How often have you come across a story that turned out to be fake? Thanks to the extensive reach of social media networking sites like Facebook, fake stories get circulated as real ones just as easily. Due to the rise of such news reports, there are several measures in place to identify fake news from real ones.
Facebook, for instance, announced some steps it has taken to stop the spread of such "fake news" on its global network of more than one billion people. After identifying fake news on Facebook, you can report it back to the social networking giant to take further action.
But the bigger question is how to identify if the news is fake or real? Here are some key elements to help you become a pro fake news checker.
There's a lot more to the source than it seems
Anonymity isn't a good sign, remember that. Not everything you read online is fake, but do not believe anything blindly. Sometimes even the well-established publications fail to catch the detail and report fake news as if real. But it is best to validate any story that may seem out of the ordinary with reliable sources.
Errors and overloaded emotions
More often than not, there are a lot of errors, unnecessary capitalisation of words and punctuations in fake news. It's a red sign. Also, if an article you are reading is overloaded with emotions of anger or sentiments, it is best to wear your Sherlock hats and start thinking.
Did you read it elsewhere?
Fake news is not easily circulated beyond social networking channels.

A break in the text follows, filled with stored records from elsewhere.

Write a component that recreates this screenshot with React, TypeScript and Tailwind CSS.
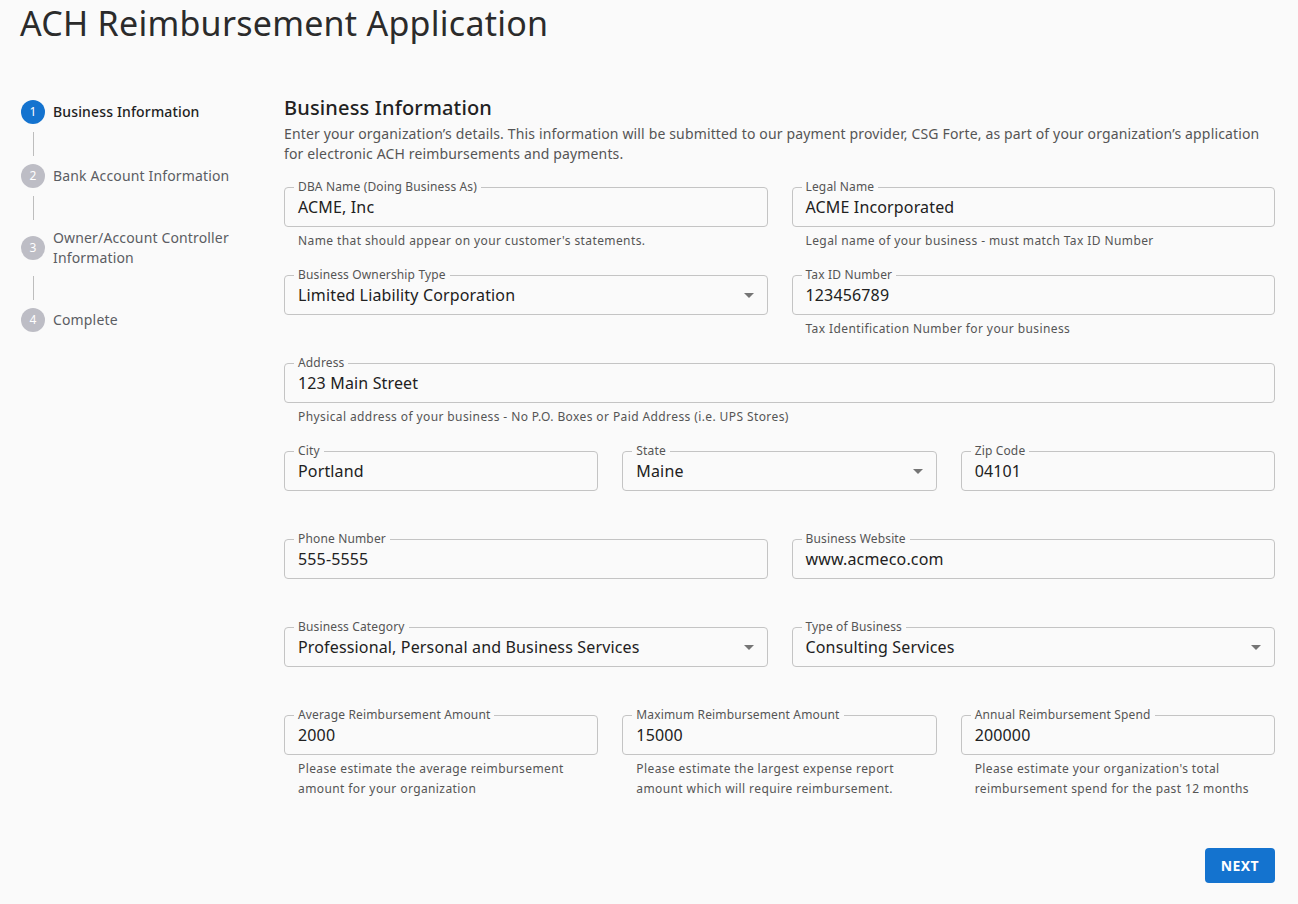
import { ReactNode } from "react";

const steps = [
  { n: 1, label: "Business Information", active: true },
  { n: 2, label: "Bank Account Information", active: false },
  { n: 3, label: "Owner/Account Controller Information", active: false },
  { n: 4, label: "Complete", active: false },
];

function Caret() {
  return (
    <svg width="10" height="5" viewBox="0 0 10 5" className="shrink-0">
      <path d="M0 0h10L5 5z" fill="#757575" />
    </svg>
  );
}

function Field({
  label,
  value,
  helper,
  select,
}: {
  label: string;
  value: string;
  helper?: ReactNode;
  select?: boolean;
}) {
  return (
    <div className="flex flex-col min-w-0">
      <div className="relative h-10 rounded border border-[#c4c4c4] flex items-center justify-between pl-[13px] pr-[13px]">
        <span className="absolute -top-[8px] left-[9px] bg-[#fafafa] px-[4px] text-[12px] leading-[14px] tracking-[0.15px] text-[#555]">
          {label}
        </span>
        <span className="text-[16px] tracking-[0.15px] text-[#212121]">{value}</span>
        {select && <Caret />}
      </div>
      {helper && (
        <p className="mt-[4px] pl-[14px] text-[12px] leading-[20px] tracking-[0.4px] text-[#555]">
          {helper}
        </p>
      )}
    </div>
  );
}

export default function App() {
  return (
    <div
      className="min-h-[904px] bg-[#fafafa] text-[#212121]"
      style={{ fontFamily: '"Noto Sans", sans-serif' }}
    >
      <div className="px-5 pt-[1px]">
        <h1 className="text-[34px] leading-[44px] tracking-[0.25px] text-[#2b2b2b]">
          ACH Reimbursement Application
        </h1>
      </div>

      <div className="flex pl-[21px] pr-[23px] pt-[49px]">
        {/* Stepper */}
        <nav className="w-[239px] shrink-0 mr-6 pt-[6px]">
          {steps.map((s, i) => (
            <div key={s.n}>
              <div className="flex items-center">
                <span
                  className={
                    s.active
                      ? "w-6 h-6 rounded-full bg-[#1473cf] text-white text-[12px] flex items-center justify-center shrink-0"
                      : "w-6 h-6 rounded-full bg-[#bdbdc5] text-white text-[12px] flex items-center justify-center shrink-0"
                  }
                >
                  {s.n}
                </span>
                <span
                  className={
                    s.active
                      ? "ml-2 text-[14px] leading-5 tracking-[0.15px] font-medium text-[#222]"
                      : "ml-2 text-[14px] leading-5 tracking-[0.15px] text-[#5b5d63]"
                  }
                >
                  {s.n === 3 ? (
                    <>
                      Owner/Account Controller
                      <br />
                      Information
                    </>
                  ) : (
                    s.label
                  )}
                </span>
              </div>
              {i < steps.length - 1 && (
                <div className="ml-[12px] my-2 h-6 w-px bg-[#bdbdbd]" />
              )}
            </div>
          ))}
        </nav>

        {/* Form */}
        <main className="flex-1 min-w-0">
          <h2 className="text-[20px] leading-7 tracking-[0.15px] font-medium text-[#222]">
            Business Information
          </h2>
          <p className="mt-[2px] text-[14px] leading-5 tracking-[0.15px] text-[#555]">
            Enter your organization’s details. This information will be submitted to our payment
            provider, CSG Forte, as part of your organization’s application for electronic ACH
            reimbursements and payments.
          </p>

          <div className="mt-[23px] flex flex-col">
            <div className="grid grid-cols-2 gap-x-6 h-[88px]">
              <Field
                label="DBA Name (Doing Business As)"
                value="ACME, Inc"
                helper="Name that should appear on your customer's statements."
              />
              <Field
                label="Legal Name"
                value="ACME Incorporated"
                helper="Legal name of your business - must match Tax ID Number"
              />
            </div>
            <div className="grid grid-cols-2 gap-x-6 h-[88px]">
              <Field label="Business Ownership Type" value="Limited Liability Corporation" select />
              <Field
                label="Tax ID Number"
                value="123456789"
                helper="Tax Identification Number for your business"
              />
            </div>
            <div className="h-[88px]">
              <Field
                label="Address"
                value="123 Main Street"
                helper="Physical address of your business - No P.O. Boxes or Paid Address (i.e. UPS Stores)"
              />
            </div>
            <div className="grid grid-cols-3 gap-x-6 h-[88px]">
              <Field label="City" value="Portland" />
              <Field label="State" value="Maine" select />
              <Field label="Zip Code" value="04101" />
            </div>
            <div className="grid grid-cols-2 gap-x-6 h-[88px]">
              <Field label="Phone Number" value="555-5555" />
              <Field label="Business Website" value="www.acmeco.com" />
            </div>
            <div className="grid grid-cols-2 gap-x-6 h-[88px]">
              <Field
                label="Business Category"
                value="Professional, Personal and Business Services"
                select
              />
              <Field label="Type of Business" value="Consulting Services" select />
            </div>
            <div className="grid grid-cols-3 gap-x-6">
              <Field
                label="Average Reimbursement Amount"
                value="2000"
                helper={
                  <>
                    Please estimate the average reimbursement
                    <br />
                    amount for your organization
                  </>
                }
              />
              <Field
                label="Maximum Reimbursement Amount"
                value="15000"
                helper={
                  <>
                    Please estimate the largest expense report
                    <br />
                    amount which will require reimbursement.
                  </>
                }
              />
              <Field
                label="Annual Reimbursement Spend"
                value="200000"
                helper={
                  <>
                    Please estimate your organization's total
                    <br />
                    reimbursement spend for the past 12 months
                  </>
                }
              />
            </div>
          </div>

          <div className="flex justify-end mt-[49px]">
            <button className="h-[35px] px-[16px] rounded bg-[#1473cf] text-white text-[14px] font-bold tracking-[0.4px]">
              NEXT
            </button>
          </div>
        </main>
      </div>
    </div>
  );
}
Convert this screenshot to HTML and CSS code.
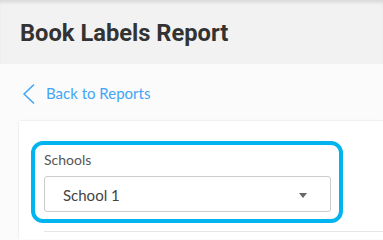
FILE: index.html
```html
<!DOCTYPE html>
<html lang="en">
<head>
<meta charset="utf-8">
<title>Book Labels Report</title>
<link rel="stylesheet" href="styles.css">
</head>
<body>
<header class="page-header">
  <h1 class="page-title">Book Labels Report</h1>
</header>
<main class="page-body">
  <a class="back-link" href="#">
    <svg class="back-icon" width="13" height="20" viewBox="0 0 13 20" aria-hidden="true">
      <path d="M11.5 1 L2 10 L11.5 19" fill="none" stroke="#42a5f5" stroke-width="1.6" stroke-linecap="round" stroke-linejoin="round"/>
    </svg>
    <span class="back-text">Back to Reports</span>
  </a>
  <section class="card">
    <div class="highlight">
      <label class="field-label">Schools</label>
      <div class="select">
        <span class="select-value">School 1</span>
        <span class="caret"></span>
      </div>
    </div>
    <div class="divider"></div>
  </section>
</main>
</body>
</html>
```
FILE: styles.css
```css
html, body {
  margin: 0;
  padding: 0;
}
body {
  background: #fbfbfb;
  font-family: "Lato", "Open Sans", sans-serif;
  overflow: hidden;
  height: 239px;
  display: flex;
  flex-direction: column;
}
.page-header {
  height: 64px;
  flex: none;
  background: #f2f2f2;
  box-shadow: inset 0 4px 4px -2px rgba(0,0,0,0.12);
  display: flex;
  align-items: center;
  padding-left: 20px;
}
.page-title {
  margin: 0;
  font-family: "Roboto", sans-serif;
  font-weight: 700;
  font-size: 23.7px;
  line-height: 28px;
  color: #333333;
  padding-top: 2px;
}
.page-body {
  flex: 1;
  min-height: 0;
  display: flex;
  flex-direction: column;
}
.back-link {
  flex: none;
  display: flex;
  align-items: center;
  height: 57px;
  padding-left: 22px;
  text-decoration: none;
  color: #42a5f5;
}
.back-icon {
  display: block;
  margin-top: 2px;
}
.back-text {
  margin-left: 11px;
  font-size: 15px;
  line-height: 20px;
  margin-top: 1px;
}
.card {
  flex: 1;
  min-height: 0;
  margin-left: 19px;
  background: #ffffff;
  box-shadow: 0 0 2px rgba(0,0,0,0.12);
  padding: 20px 0 0 12px;
  overflow: hidden;
}
.highlight {
  width: 287px;
  border: 4px solid #00b4ef;
  border-radius: 12px;
  padding: 5px 8px 7px 9px;
  display: flex;
  flex-direction: column;
}
.field-label {
  font-size: 14px;
  line-height: 20px;
  color: #555555;
}
.select {
  margin-top: 6px;
  height: 34px;
  border: 1px solid #cccccc;
  border-radius: 3px;
  display: flex;
  align-items: center;
  justify-content: space-between;
  padding: 0 23px 0 18px;
}
.select-value {
  font-size: 15px;
  color: #444444;
  line-height: 20px;
  margin-top: 2px;
}
.caret {
  width: 0;
  height: 0;
  border-left: 4.5px solid transparent;
  border-right: 4.5px solid transparent;
  border-top: 5px solid #666666;
  margin-top: 2px;
}
.divider {
  margin-top: 8px;
  margin-left: 13px;
  border-top: 1px solid #e6e6e6;
}
```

If you simply read a particular news article on Facebook and found no trace of it elsewhere, it is a good sign that it is meant to attract clicks. Check if the story is reported on sites like ABC News, AP, NYT and others.
Go to the original source... and check the URL
Fake news is often a result of an unknown site reporting it and widely publicising it. If your regular site has picked up the article and if you have your doubts about it, go to the original source and read their "About Us" page. It says a lot about the site. Also, make sure the URL isn't odd. For instance, abcnews.com is a legit news site, but abcnews.com.co is not. Basically, if the domain ends with com.co or co.com, it should certainly trigger an alert.
Quotes help in the authentication
A real news article will have quotes (at least one or more) from professionals and experts in the particular field. It is also best to verify who is quoted in the story and if the same quote has appeared on other reliable sources.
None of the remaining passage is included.